Vivre et mourir : deux éléments d’un tout
Aborder un dossier thématique sur le thème de la mort n’est pas aisé, en raison de la complexité inhérente à ce sujet. Certes, les questions sur la mort ont depuis longtemps accaparé les réflexions religieuses, spirituelles et philosophiques, mais ces dernières étaient indissociables des réflexions sur la vie, car, dans une majorité de courants/mouvements religieux et spirituels, si la mort est inéluctable, elle doit être préparée du temps de son vivant. Ainsi, aborder le sens de la mort oblige à s’interroger sur le sens de la vie.
Notes
[1] et [5] F. Rapp, « La Réforme religieuse et la méditation de la mort à la fin du Moyen Âge » dans La mort au Moyen Âge. 6e Colloque de l’Association des historiens médiévistes français (Strasbourg, juin 1975), Istra, Strasbourg, 1977, p. 56-57.
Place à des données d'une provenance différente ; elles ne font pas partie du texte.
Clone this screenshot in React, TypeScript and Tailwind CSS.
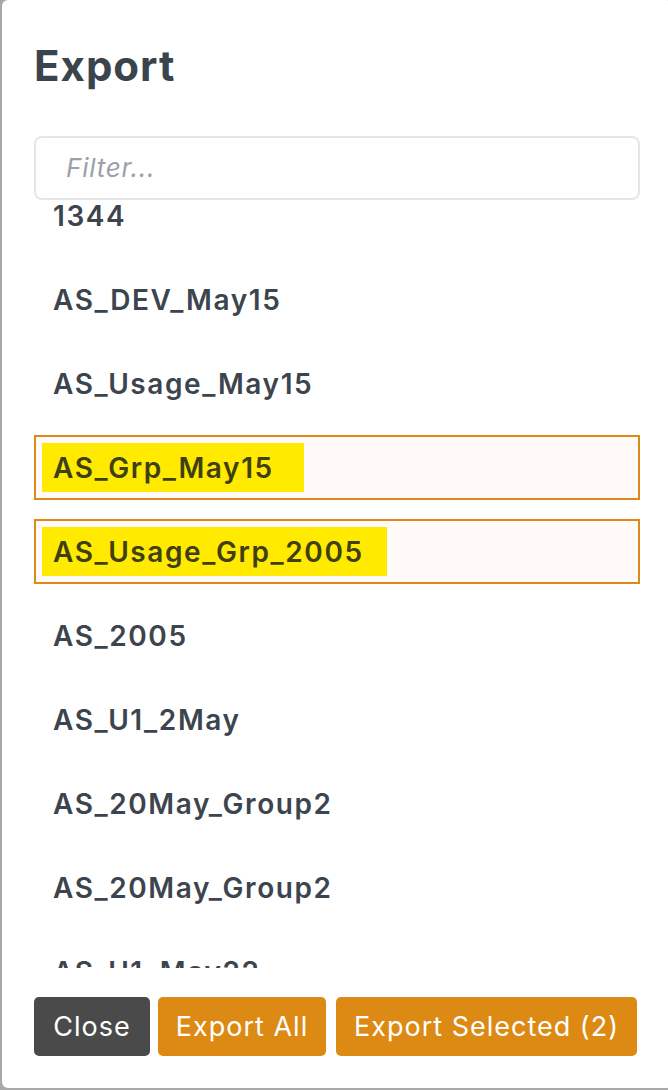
import React from "react";

// Export dialog — filterable list of groups with two selected rows.

const ROWS: { label: string; selected?: boolean; hl?: string }[] = [
  { label: "1344" },
  { label: "AS_DEV_May15" },
  { label: "AS_Usage_May15" },
  { label: "AS_Grp_May15", selected: true, hl: "w-[262px]" },
  { label: "AS_Usage_Grp_2005", selected: true, hl: "w-[345px]" },
  { label: "AS_2005" },
  { label: "AS_U1_2May" },
  { label: "AS_20May_Group2" },
  { label: "AS_20May_Group2" },
  { label: "AS_U1_May22" },
  { label: "AS_U1_May29" },
];

const FONT = "font-['Inter','Lato',sans-serif]";

function Row({ label, selected, hl }: (typeof ROWS)[number]) {
  if (selected) {
    return (
      <div className="h-[65px] mb-[19px] border-2 border-[#dc8a1c] bg-[#fffaf7] flex items-center pl-[6px]">
        <span
          className={`${hl} h-[49px] bg-[#ffea00] flex items-center pl-[11px] text-[28px] tracking-[1.6px] leading-none font-semibold text-[#3f4012] whitespace-nowrap`}
        >
          {label}
        </span>
      </div>
    );
  }
  return (
    <div className="h-[65px] mb-[19px] border-2 border-transparent flex items-center pl-[17px]">
      <span className="text-[28px] tracking-[1.6px] leading-none font-semibold text-[#3c454e] whitespace-nowrap">
        {label}
      </span>
    </div>
  );
}

export default function App() {
  return (
    <div className={`${FONT} h-[1090px] bg-[#a8a8a8] pl-[2px] overflow-hidden`}>
      <div className="w-[670px] h-[1088px] bg-white rounded-[6px] px-[32px] flex flex-col">
        <h1 className="pt-[38px] h-[136px] text-[42px] tracking-[1px] leading-[56px] font-bold text-[#3b444c]">
          Export
        </h1>

        <div className="h-[64px] border-2 border-[#e6e6e6] rounded-[8px] flex items-center pl-[30px]">
          <span className="text-[26px] tracking-[0.8px] leading-none italic text-[#9ca1a9]">
            Filter...
          </span>
        </div>

        <div className="h-[768px] overflow-hidden">
          <div className="-mt-[17px]">
            {ROWS.map((r, i) => (
              <Row key={i} {...r} />
            ))}
          </div>
        </div>

        <div className="pt-[29px] flex gap-[8px] text-[27px] tracking-[1px] leading-none text-white">
          <button className="h-[59px] w-[116px] rounded-[5px] bg-[#4a4a4a]">Close</button>
          <button className="h-[59px] w-[168px] rounded-[5px] bg-[#dd8a14]">Export All</button>
          <button className="ml-[2px] h-[59px] w-[301px] rounded-[5px] bg-[#dd8a14]">
            Export Selected (2)
          </button>
        </div>
      </div>
    </div>
  );
}
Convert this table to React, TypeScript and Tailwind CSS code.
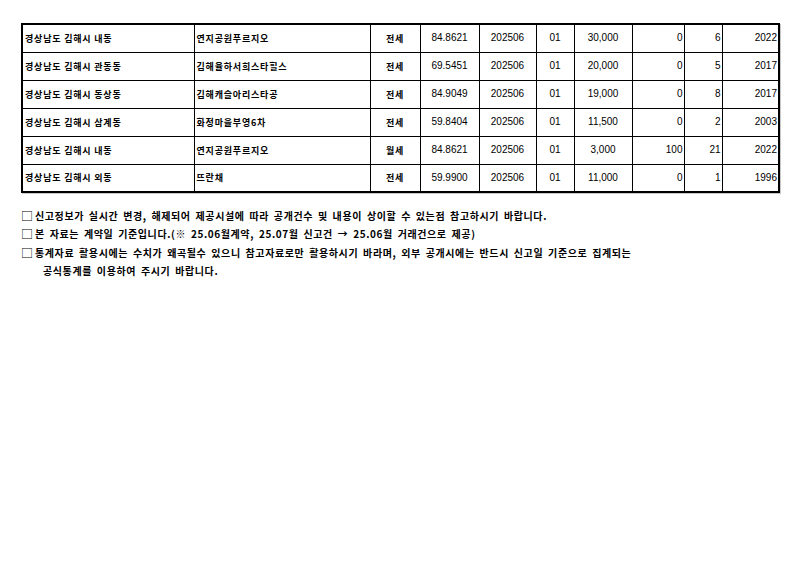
const rows = [
  ['경상남도 김해시 내동', '연지공원푸르지오', '전세', '84.8621', '202506', '01', '30,000', '0', '6', '2022'],
  ['경상남도 김해시 관동동', '김해율하서희스타힐스', '전세', '69.5451', '202506', '01', '20,000', '0', '5', '2017'],
  ['경상남도 김해시 동상동', '김해캐슬아리스타공', '전세', '84.9049', '202506', '01', '19,000', '0', '8', '2017'],
  ['경상남도 김해시 삼계동', '화정마을부영6차', '전세', '59.8404', '202506', '01', '11,500', '0', '2', '2003'],
  ['경상남도 김해시 내동', '연지공원푸르지오', '월세', '84.8621', '202506', '01', '3,000', '100', '21', '2022'],
  ['경상남도 김해시 외동', '뜨란채', '전세', '59.9900', '202506', '01', '11,000', '0', '1', '1996'],
]

const widths = [172, 176, 50, 59, 57, 38, 58, 52, 38, 57]

const notes = [
  '신고정보가 실시간 변경, 해제되어 제공시설에 따라 공개건수 및 내용이 상이할 수 있는점 참고하시기 바랍니다.',
  '본 자료는 계약일 기준입니다.(※ 25.06월계약, 25.07월 신고건 → 25.06월 거래건으로 제공)',
  '통계자료 활용시에는 수치가 왜곡될수 있으니 참고자료로만 활용하시기 바라며, 외부 공개시에는 반드시 신고일 기준으로 집계되는',
]

function cellClass(i: number) {
  if (i < 2) return 'text-left pl-[2px] font-bold text-[9px] tracking-[0.8px] font-["Noto_Sans_CJK_KR",sans-serif]'
  if (i === 2) return 'text-center font-bold text-[9px] tracking-[0.8px] font-["Noto_Sans_CJK_KR",sans-serif]'
  if (i < 7) return 'text-center text-[10px] font-["Liberation_Sans","Noto_Sans_CJK_KR",sans-serif]'
  return 'text-right pr-[1px] text-[10px] font-["Liberation_Sans","Noto_Sans_CJK_KR",sans-serif]'
}

export default function App() {
  return (
    <div className="w-[800px] h-[566px] bg-white text-black overflow-hidden">
      <div className="pl-[21px] pt-[23px]">
        <table className="border-collapse table-fixed border-2 border-black shadow-[1px_1px_0_#c8c8c8]">
          <colgroup>
            {widths.map((w, i) => (
              <col key={i} style={{ width: w }} />
            ))}
          </colgroup>
          <tbody>
            {rows.map((r, ri) => (
              <tr key={ri} className="h-[28px]">
                {r.map((c, ci) => (
                  <td key={ci} className={`border border-black p-0 leading-none whitespace-nowrap ${cellClass(ci)}`}>
                    {c}
                  </td>
                ))}
              </tr>
            ))}
          </tbody>
        </table>
        <div className="mt-[14px] font-['Noto_Sans_CJK_KR',sans-serif] font-bold text-[10px] leading-[18.4px] tracking-[0.6px] [word-spacing:2px]">
          {notes.map((n, i) => (
            <div key={i} className="flex whitespace-nowrap">
              <span className="w-[14px] font-normal text-[12px] tracking-normal">□</span>
              <span>{n}</span>
            </div>
          ))}
          <div className="pl-[22px] whitespace-nowrap">공식통계를 이용하여 주시기 바랍니다.</div>
        </div>
      </div>
    </div>
  )
}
[2] P. Vaillant, « La danse macabre de 1485 et les fresques du charnier des Innocents » dans La mort au Moyen Âge. 6e Colloque de l’Association des historiens médiévistes français (Strasbourg, juin 1975), Istra, Strasbourg, 1977, p. 81-86.
[3] et [4] B. Ulzinger, « Itinéraire des danses macabres en Europe », conférence prononcée lors des Journées-Rencontres sur la Danse macabre organisées par l’Association des Amis de l’abbatiale Saint-Robert de La Chaise-Dieu [en ligne], page consultée le 10 novembre 2016.